- **Data entries**:
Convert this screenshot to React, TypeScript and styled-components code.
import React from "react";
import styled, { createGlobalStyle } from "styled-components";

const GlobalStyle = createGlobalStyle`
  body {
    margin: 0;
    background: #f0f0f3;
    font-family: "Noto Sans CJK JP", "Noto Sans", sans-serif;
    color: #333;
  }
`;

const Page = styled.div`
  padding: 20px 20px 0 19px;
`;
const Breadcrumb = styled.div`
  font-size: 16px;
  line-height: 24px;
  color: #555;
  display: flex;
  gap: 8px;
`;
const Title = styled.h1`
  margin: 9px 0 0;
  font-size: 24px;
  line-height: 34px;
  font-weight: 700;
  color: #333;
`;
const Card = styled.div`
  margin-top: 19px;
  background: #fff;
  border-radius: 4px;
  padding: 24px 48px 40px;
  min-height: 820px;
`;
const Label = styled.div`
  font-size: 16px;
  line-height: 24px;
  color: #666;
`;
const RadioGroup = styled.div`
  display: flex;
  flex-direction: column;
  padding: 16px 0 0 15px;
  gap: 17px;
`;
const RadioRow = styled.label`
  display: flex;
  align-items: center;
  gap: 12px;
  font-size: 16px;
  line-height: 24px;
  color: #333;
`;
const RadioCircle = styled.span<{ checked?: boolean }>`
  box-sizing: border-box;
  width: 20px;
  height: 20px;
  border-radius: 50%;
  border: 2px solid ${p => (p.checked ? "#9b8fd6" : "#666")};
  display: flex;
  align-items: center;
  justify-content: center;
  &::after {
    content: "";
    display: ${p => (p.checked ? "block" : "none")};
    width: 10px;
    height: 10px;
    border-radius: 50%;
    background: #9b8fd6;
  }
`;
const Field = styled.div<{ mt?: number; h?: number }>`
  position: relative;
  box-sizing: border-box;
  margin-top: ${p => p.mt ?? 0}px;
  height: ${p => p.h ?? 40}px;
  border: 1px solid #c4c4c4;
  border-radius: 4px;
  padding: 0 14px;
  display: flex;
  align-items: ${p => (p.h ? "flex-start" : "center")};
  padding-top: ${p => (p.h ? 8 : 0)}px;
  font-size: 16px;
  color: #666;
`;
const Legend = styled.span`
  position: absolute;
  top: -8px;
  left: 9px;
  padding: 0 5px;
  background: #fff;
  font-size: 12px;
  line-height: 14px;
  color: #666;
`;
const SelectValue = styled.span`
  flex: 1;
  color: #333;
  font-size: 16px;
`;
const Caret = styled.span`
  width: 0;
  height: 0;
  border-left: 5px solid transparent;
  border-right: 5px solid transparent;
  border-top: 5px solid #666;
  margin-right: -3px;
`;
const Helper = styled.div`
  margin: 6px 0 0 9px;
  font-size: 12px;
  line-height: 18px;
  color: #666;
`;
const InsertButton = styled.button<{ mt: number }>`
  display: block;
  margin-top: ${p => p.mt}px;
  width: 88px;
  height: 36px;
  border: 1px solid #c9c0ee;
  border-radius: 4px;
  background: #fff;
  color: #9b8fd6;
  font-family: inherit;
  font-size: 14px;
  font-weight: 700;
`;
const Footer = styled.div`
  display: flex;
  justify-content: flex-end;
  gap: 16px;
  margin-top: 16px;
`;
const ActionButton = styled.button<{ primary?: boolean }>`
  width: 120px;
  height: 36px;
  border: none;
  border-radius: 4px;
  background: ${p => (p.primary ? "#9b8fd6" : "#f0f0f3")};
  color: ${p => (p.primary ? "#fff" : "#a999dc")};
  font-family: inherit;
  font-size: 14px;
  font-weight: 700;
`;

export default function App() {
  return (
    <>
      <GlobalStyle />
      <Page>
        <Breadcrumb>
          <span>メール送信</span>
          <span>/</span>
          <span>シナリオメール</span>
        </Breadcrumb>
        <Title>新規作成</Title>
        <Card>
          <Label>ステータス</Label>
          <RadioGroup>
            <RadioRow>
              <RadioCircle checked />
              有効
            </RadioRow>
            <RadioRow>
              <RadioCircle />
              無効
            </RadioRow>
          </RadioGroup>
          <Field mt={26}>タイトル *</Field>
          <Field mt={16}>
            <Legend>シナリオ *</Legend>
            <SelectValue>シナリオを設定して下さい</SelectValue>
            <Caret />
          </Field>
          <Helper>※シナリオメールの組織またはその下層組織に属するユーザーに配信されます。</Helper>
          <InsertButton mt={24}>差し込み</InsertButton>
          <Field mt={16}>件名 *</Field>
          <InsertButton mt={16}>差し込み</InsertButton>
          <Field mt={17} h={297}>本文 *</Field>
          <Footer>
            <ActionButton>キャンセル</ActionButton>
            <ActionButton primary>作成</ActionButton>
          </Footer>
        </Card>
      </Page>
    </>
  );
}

---

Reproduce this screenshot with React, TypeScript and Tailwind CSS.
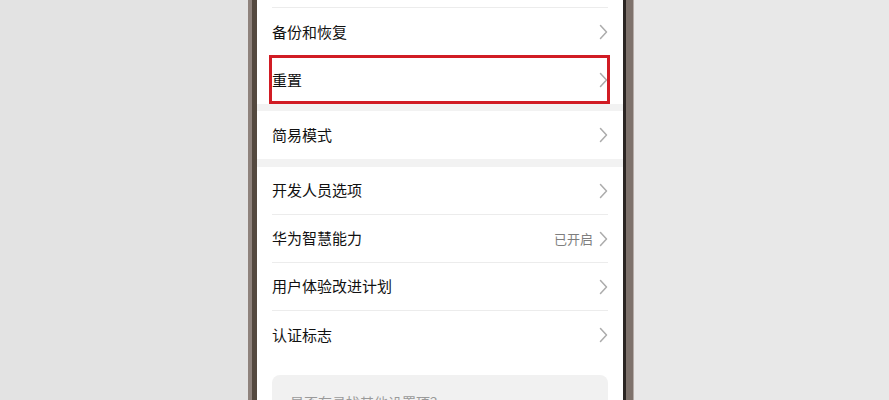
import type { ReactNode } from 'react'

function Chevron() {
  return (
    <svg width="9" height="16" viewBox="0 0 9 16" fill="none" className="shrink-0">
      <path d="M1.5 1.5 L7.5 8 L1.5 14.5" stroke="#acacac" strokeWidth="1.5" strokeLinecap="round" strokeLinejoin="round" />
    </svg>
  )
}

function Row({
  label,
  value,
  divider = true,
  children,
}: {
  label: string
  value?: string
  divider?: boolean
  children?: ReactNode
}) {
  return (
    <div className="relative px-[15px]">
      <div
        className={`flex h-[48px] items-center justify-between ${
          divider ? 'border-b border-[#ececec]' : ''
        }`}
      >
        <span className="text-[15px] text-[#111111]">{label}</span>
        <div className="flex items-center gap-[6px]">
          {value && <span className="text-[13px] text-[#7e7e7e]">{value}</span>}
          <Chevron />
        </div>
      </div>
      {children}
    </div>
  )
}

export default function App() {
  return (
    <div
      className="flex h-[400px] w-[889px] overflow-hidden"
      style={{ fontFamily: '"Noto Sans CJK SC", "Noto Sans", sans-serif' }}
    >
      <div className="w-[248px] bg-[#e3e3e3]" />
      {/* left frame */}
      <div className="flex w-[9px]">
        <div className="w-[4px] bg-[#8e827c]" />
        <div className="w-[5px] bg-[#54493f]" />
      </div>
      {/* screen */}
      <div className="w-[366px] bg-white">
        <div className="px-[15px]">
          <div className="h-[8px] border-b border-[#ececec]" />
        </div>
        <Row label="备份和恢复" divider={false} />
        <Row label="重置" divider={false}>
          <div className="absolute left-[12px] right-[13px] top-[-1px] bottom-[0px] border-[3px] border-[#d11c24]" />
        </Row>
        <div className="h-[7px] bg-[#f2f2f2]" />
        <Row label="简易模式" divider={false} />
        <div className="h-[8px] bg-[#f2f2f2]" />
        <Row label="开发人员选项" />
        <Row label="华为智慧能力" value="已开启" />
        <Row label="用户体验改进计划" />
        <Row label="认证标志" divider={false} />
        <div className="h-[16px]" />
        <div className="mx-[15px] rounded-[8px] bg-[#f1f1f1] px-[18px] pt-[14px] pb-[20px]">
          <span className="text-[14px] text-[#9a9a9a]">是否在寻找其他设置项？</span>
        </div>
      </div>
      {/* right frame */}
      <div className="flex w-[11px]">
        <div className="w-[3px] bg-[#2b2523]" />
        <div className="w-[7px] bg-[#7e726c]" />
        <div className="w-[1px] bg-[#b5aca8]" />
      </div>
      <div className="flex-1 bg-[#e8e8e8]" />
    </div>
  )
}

--

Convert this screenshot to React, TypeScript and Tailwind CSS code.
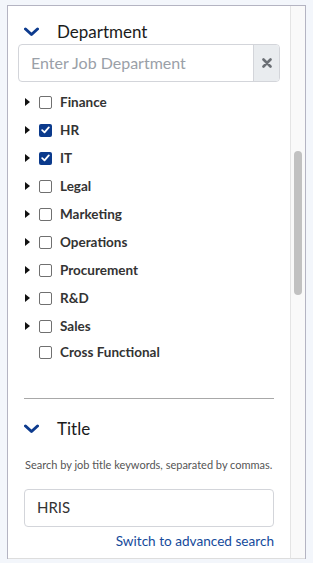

- **What is expected**: Find the string "this" in the listing and return every line that holds it.

- **The response**:
Convert this screenshot to React, TypeScript and styled-components code.
Reproduce this screenshot with React, TypeScript and Tailwind CSS.
Convert this screenshot to React, TypeScript and Tailwind CSS code.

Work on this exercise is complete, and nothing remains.